WHAT YOU WILL DO
Make an exact copy of the lines, leaving the pictures out.

[begin DATA EXCERPT]

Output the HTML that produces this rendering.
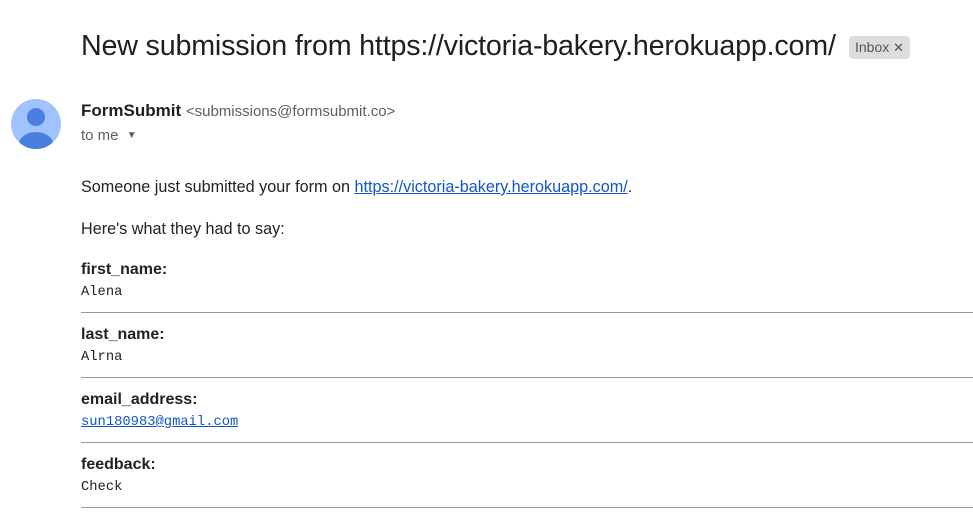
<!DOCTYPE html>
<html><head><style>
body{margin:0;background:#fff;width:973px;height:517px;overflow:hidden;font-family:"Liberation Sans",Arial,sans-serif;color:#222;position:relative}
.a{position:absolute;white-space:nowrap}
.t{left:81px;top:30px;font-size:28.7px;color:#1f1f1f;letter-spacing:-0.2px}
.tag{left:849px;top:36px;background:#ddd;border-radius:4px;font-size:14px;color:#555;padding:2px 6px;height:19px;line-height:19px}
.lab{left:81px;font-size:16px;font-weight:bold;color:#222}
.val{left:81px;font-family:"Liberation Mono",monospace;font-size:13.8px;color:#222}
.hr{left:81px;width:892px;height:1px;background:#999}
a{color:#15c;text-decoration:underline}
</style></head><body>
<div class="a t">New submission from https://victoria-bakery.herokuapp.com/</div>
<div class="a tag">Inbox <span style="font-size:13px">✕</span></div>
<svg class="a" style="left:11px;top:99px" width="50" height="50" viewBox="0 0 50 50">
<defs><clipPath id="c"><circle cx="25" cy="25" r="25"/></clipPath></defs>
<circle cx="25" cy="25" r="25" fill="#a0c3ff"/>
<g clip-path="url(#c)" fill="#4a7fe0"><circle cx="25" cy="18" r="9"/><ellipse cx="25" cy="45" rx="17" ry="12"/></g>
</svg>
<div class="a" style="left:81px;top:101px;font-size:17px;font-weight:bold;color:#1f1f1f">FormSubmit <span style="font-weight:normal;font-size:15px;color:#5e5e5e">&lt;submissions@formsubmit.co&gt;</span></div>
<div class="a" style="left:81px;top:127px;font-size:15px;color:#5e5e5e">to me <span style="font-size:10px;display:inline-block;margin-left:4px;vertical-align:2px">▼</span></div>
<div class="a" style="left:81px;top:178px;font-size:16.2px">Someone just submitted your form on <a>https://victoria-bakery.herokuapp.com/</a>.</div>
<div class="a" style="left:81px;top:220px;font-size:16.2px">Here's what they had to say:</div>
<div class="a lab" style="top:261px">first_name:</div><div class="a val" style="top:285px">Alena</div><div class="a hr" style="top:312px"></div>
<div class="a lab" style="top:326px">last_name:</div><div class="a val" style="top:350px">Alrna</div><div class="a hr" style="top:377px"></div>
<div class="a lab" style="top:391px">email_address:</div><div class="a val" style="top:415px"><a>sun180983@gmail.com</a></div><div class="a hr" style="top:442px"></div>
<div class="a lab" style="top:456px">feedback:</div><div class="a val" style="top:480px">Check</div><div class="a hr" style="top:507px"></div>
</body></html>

[end DATA EXCERPT]

ANSWER FOR THIS EXERCISE
Output the HTML that produces this rendering.
<!DOCTYPE html>
<html><head><style>
body{margin:0;background:#fff;width:973px;height:517px;overflow:hidden;font-family:"Liberation Sans",Arial,sans-serif;color:#222;position:relative}
.a{position:absolute;white-space:nowrap}
.t{left:81px;top:30px;font-size:28.7px;color:#1f1f1f;letter-spacing:-0.2px}
.tag{left:849px;top:36px;background:#ddd;border-radius:4px;font-size:14px;color:#555;padding:2px 6px;height:19px;line-height:19px}
.lab{left:81px;font-size:16px;font-weight:bold;color:#222}
.val{left:81px;font-family:"Liberation Mono",monospace;font-size:13.8px;color:#222}
.hr{left:81px;width:892px;height:1px;background:#999}
a{color:#15c;text-decoration:underline}
</style></head><body>
<div class="a t">New submission from https://victoria-bakery.herokuapp.com/</div>
<div class="a tag">Inbox <span style="font-size:13px">✕</span></div>
<svg class="a" style="left:11px;top:99px" width="50" height="50" viewBox="0 0 50 50">
<defs><clipPath id="c"><circle cx="25" cy="25" r="25"/></clipPath></defs>
<circle cx="25" cy="25" r="25" fill="#a0c3ff"/>
<g clip-path="url(#c)" fill="#4a7fe0"><circle cx="25" cy="18" r="9"/><ellipse cx="25" cy="45" rx="17" ry="12"/></g>
</svg>
<div class="a" style="left:81px;top:101px;font-size:17px;font-weight:bold;color:#1f1f1f">FormSubmit <span style="font-weight:normal;font-size:15px;color:#5e5e5e">&lt;submissions@formsubmit.co&gt;</span></div>
<div class="a" style="left:81px;top:127px;font-size:15px;color:#5e5e5e">to me <span style="font-size:10px;display:inline-block;margin-left:4px;vertical-align:2px">▼</span></div>
<div class="a" style="left:81px;top:178px;font-size:16.2px">Someone just submitted your form on <a>https://victoria-bakery.herokuapp.com/</a>.</div>
<div class="a" style="left:81px;top:220px;font-size:16.2px">Here's what they had to say:</div>
<div class="a lab" style="top:261px">first_name:</div><div class="a val" style="top:285px">Alena</div><div class="a hr" style="top:312px"></div>
<div class="a lab" style="top:326px">last_name:</div><div class="a val" style="top:350px">Alrna</div><div class="a hr" style="top:377px"></div>
<div class="a lab" style="top:391px">email_address:</div><div class="a val" style="top:415px"><a>sun180983@gmail.com</a></div><div class="a hr" style="top:442px"></div>
<div class="a lab" style="top:456px">feedback:</div><div class="a val" style="top:480px">Check</div><div class="a hr" style="top:507px"></div>
</body></html>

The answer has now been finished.